The most visible symbol of that family's largess, Mackay Stadium, hovers over campus and is the site of tonight's University of Hawai'i-Nevada football game.

But few bonanzas have been struck in the 29,964-seat edifice by visiting teams — and none by the Warriors — who have found it to be a daunting place made all the more bedeviling by sometimes swirling, quick-to-change winds.

UH already saw the hopes of one postseason (2005) die here and tonight faces what should be the most formidable challenge of keeping alive its grandest pursuit, an unbeaten run to the Bowl Championship Series. This final road game of their regular season tests UH's (9-0) share of the nation's longest (10-game) winning streak.

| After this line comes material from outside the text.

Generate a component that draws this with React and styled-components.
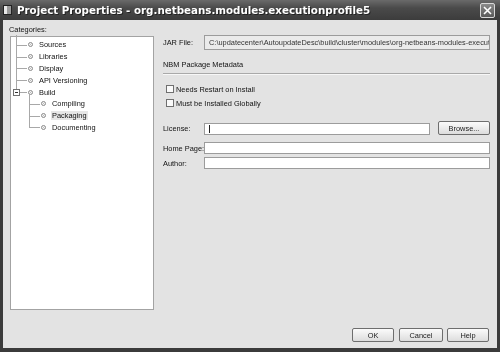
import React from "react";
import styled, { createGlobalStyle } from "styled-components";

const Global = createGlobalStyle`
  html, body { margin: 0; padding: 0; background: #3a3a3a; }
  body { font-family: "Liberation Sans", Arial, sans-serif; }
`;

const Window = styled.div`
  width: 500px;
  height: 352px;
  display: flex;
  flex-direction: column;
  background: #3b3b3b;
  box-sizing: border-box;
  overflow: hidden;
  filter: grayscale(1);
`;

const TitleBar = styled.div`
  height: 20px;
  flex: none;
  display: flex;
  align-items: center;
  padding: 0 3px 0 3px;
  background: linear-gradient(#6a6a6a 0%, #4a4a4a 40%, #3c3c3c 100%);
  color: #fff;
`;

const TitleIcon = styled.span`
  width: 9px;
  height: 10px;
  margin-right: 5px;
  background: linear-gradient(90deg, #e8e8e8 0 3px, #9a9a9a 3px 100%);
  border: 1px solid #222;
  box-sizing: border-box;
`;

const TitleText = styled.span`
  flex: 1;
  font-family: "DejaVu Sans", Verdana, sans-serif;
  font-weight: bold;
  font-size: 10.3px;
  white-space: nowrap;
  text-shadow: 1px 1px 0 #222;
`;

const CloseBtn = styled.span`
  width: 13px;
  height: 13px;
  margin-right: 2px;
  border: 1px solid #d8d8d8;
  border-radius: 2px;
  background: linear-gradient(#8a8a8a, #5a5a5a);
  display: flex;
  align-items: center;
  justify-content: center;
`;

const Body = styled.div`
  flex: 1;
  margin: 0 3px 4px 3px;
  background: #e3e3e3;
  display: flex;
  flex-direction: column;
  padding: 4px 7px 0 7px;
  color: #111;
  font-size: 7.4px;
`;

const Main = styled.div`
  flex: 1;
  display: grid;
  grid-template-columns: 144px 1fr;
  column-gap: 9px;
  min-height: 0;
`;

const LeftCol = styled.div`
  display: flex;
  flex-direction: column;
`;

const Caption = styled.div`
  height: 12px;
  line-height: 11px;
  margin-left: -1px;
`;

const TreePanel = styled.div`
  flex: 1;
  background: #fff;
  border: 1px solid #a3a3a3;
  padding-top: 2px;
`;

const TreeRow = styled.div`
  height: 11.8px;
  display: flex;
  align-items: center;
  padding-left: ${(p) => (p.$level ? 18 : 5)}px;
`;

const Connector = styled.span`
  position: relative;
  width: 11px;
  height: 100%;
  flex: none;
  &::before {
    content: "";
    position: absolute;
    left: 0;
    top: ${(p) => (p.$first ? "-4px" : "0")};
    bottom: ${(p) => (p.$last ? "50%" : "0")};
    border-left: 1px solid #a8a8a8;
  }
  &::after {
    content: "";
    position: absolute;
    left: 0;
    width: 11px;
    top: 50%;
    border-top: 1px solid #a8a8a8;
  }
`;

const Expander = styled.span`
  position: absolute;
  z-index: 1;
  left: -3px;
  top: calc(50% - 3.5px);
  width: 7px;
  height: 7px;
  box-sizing: border-box;
  border: 1px solid #707070;
  background: #fff;
  &::before {
    content: "";
    position: absolute;
    left: 1px;
    right: 1px;
    top: 2px;
    height: 1px;
    background: #333;
  }
`;

const Bullet = styled.span`
  width: 5px;
  height: 5px;
  flex: none;
  margin: 0 0 0 1px;
  border-radius: 50%;
  border: 1px solid #8a8a8a;
  background: radial-gradient(circle, #bbb 0 35%, #f4f4f4 45%);
  box-sizing: border-box;
`;

const NodeLabel = styled.span`
  margin-left: 5px;
  padding: 0 1px;
  line-height: 9px;
  background: ${(p) => (p.$selected ? "#e6e6e6" : "transparent")};
  white-space: nowrap;
`;

const RightCol = styled.div`
  display: flex;
  flex-direction: column;
  padding-top: 11px;
`;

const FormRow = styled.div`
  display: grid;
  grid-template-columns: 41px 1fr ${(p) => (p.$withButton ? "60px" : "")};
  align-items: center;
  margin-top: ${(p) => p.$mt || 0}px;
  height: ${(p) => p.$h || 12}px;
`;

const Label = styled.span`
  white-space: nowrap;
`;

const Field = styled.div`
  height: ${(p) => p.$h || 12}px;
  align-self: ${(p) => (p.$bottom ? "end" : "center")};
  box-sizing: border-box;
  border: 1px solid #9c9c9c;
  background: ${(p) => (p.$disabled ? "#ebebeb" : "#fff")};
  color: #333;
  padding-left: 4px;
  display: flex;
  align-items: center;
  overflow: hidden;
  white-space: nowrap;
`;

const Caret = styled.span`
  width: 1px;
  height: 8px;
  background: #222;
`;

const SectionTitle = styled.div`
  margin-top: 9px;
  line-height: 11px;
`;

const Separator = styled.div`
  margin-top: 3px;
  height: 1px;
  background: #a9a9a9;
  border-bottom: 1px solid #f7f7f7;
`;

const CheckRow = styled.label`
  display: flex;
  align-items: center;
  height: 10px;
  margin-top: ${(p) => p.$mt}px;
  padding-left: 3px;
`;

const CheckBox = styled.span`
  width: 8px;
  height: 8px;
  box-sizing: border-box;
  border: 1px solid #6f6f6f;
  background: #fafafa;
  margin-right: 2px;
`;

const Button = styled.div`
  width: ${(p) => p.$w}px;
  height: 14px;
  box-sizing: border-box;
  border: 1px solid #6e6e6e;
  border-radius: 2px;
  background: linear-gradient(#fbfbfb, #e9e9e9 60%, #dcdcdc);
  display: flex;
  align-items: center;
  justify-content: center;
  color: #222;
  justify-self: end;
  margin-right: ${(p) => p.$mr || 0}px;
`;

const Footer = styled.div`
  height: 38px;
  flex: none;
  display: flex;
  justify-content: flex-end;
  align-items: flex-end;
  gap: 4px;
  padding: 0 1px 6px 0;
  box-sizing: border-box;
`;

const nodes = [
  { label: "Sources", level: 0, first: true },
  { label: "Libraries", level: 0 },
  { label: "Display", level: 0 },
  { label: "API Versioning", level: 0 },
  { label: "Build", level: 0, last: true, expanded: true },
  { label: "Compiling", level: 1, first: true },
  { label: "Packaging", level: 1, selected: true },
  { label: "Documenting", level: 1, last: true },
];

export default function App() {
  return (
    <Window>
      <Global />
      <TitleBar>
        <TitleIcon />
        <TitleText>Project Properties - org.netbeans.modules.executionprofile5</TitleText>
        <CloseBtn>
          <svg width="9" height="9" viewBox="0 0 9 9">
            <path d="M1 1 L8 8 M8 1 L1 8" stroke="#fff" strokeWidth="1.6" />
          </svg>
        </CloseBtn>
      </TitleBar>
      <Body>
        <Main>
          <LeftCol>
            <Caption>Categories:</Caption>
            <TreePanel>
              {nodes.map((n) => (
                <TreeRow key={n.label} $level={n.level}>
                  <Connector $first={n.first} $last={n.last}>
                    {n.expanded && <Expander />}
                  </Connector>
                  <Bullet />
                  <NodeLabel $selected={n.selected}>{n.label}</NodeLabel>
                </TreeRow>
              ))}
            </TreePanel>
          </LeftCol>
          <RightCol>
            <FormRow $h={15}>
              <Label>JAR File:</Label>
              <Field $h={15} $disabled>
                C:\updatecenter\AutoupdateDesc\build\cluster\modules\org-netbeans-modules-executionprofile5.jar
              </Field>
            </FormRow>
            <SectionTitle>NBM Package Metadata</SectionTitle>
            <Separator />
            <CheckRow $mt={9}>
              <CheckBox />
              Needs Restart on Install
            </CheckRow>
            <CheckRow $mt={4}>
              <CheckBox />
              Must be Installed Globally
            </CheckRow>
            <FormRow $withButton $mt={13} $h={14}>
              <Label>License:</Label>
              <Field $bottom>
                <Caret />
              </Field>
              <Button $w={52}>Browse...</Button>
            </FormRow>
            <FormRow $mt={7}>
              <Label>Home Page:</Label>
              <Field />
            </FormRow>
            <FormRow $mt={3}>
              <Label>Author:</Label>
              <Field />
            </FormRow>
          </RightCol>
        </Main>
        <Footer>
          <Button $w={42} $mr={1}>OK</Button>
          <Button $w={44}>Cancel</Button>
          <Button $w={42}>Help</Button>
        </Footer>
      </Body>
    </Window>
  );
}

In 30 years of WAC membership, Mackay remains the only stadium outside of Brigham Young and Boise State where the Warriors have played three times or more and not gotten a victory. Quarterback Tim Chang didn't win here in two tries, neither did Nick Rolovich or, in his only previous visit, a five-sack, three-touchdown episode in 2005, did Colt Brennan. Whether Brennan, who suffered a concussion Saturday, gets another shot is to be a game-time decision, UH has said.

But, then, the Warriors are hardly alone in their Mackay frustration. Since current head coach Chris Ault quarterbacked Nevada to an inaugural victory in 1966, the Wolf Pack has won 77 percent of its games. In his 23 years as head coach, Ault has won 82.5 percent of the games here, including 18 of the last 22.

Opponents decry how hard it can be to win at Aloha Stadium. But even the Warriors' numbers — a 60 percent winning percentage overall and 72.9 in the June Jones era — pale by comparison. So UH has its work cut out as the slimmest — 7 point — betting line of the year for a UH game attests. In a season where the average line on a UH game has been 33 points and none had been in single digits, this has been viewed as close since a five-point line in August. So much so that touts for the sports book at the Silver Legacy hotel, where UH is headquartered, and www.vegasinsider.com have recommended in the papers that bettors take Nevada and the points.

History tells us if UH is to hit the jackpot here, the Warriors will have to work at it.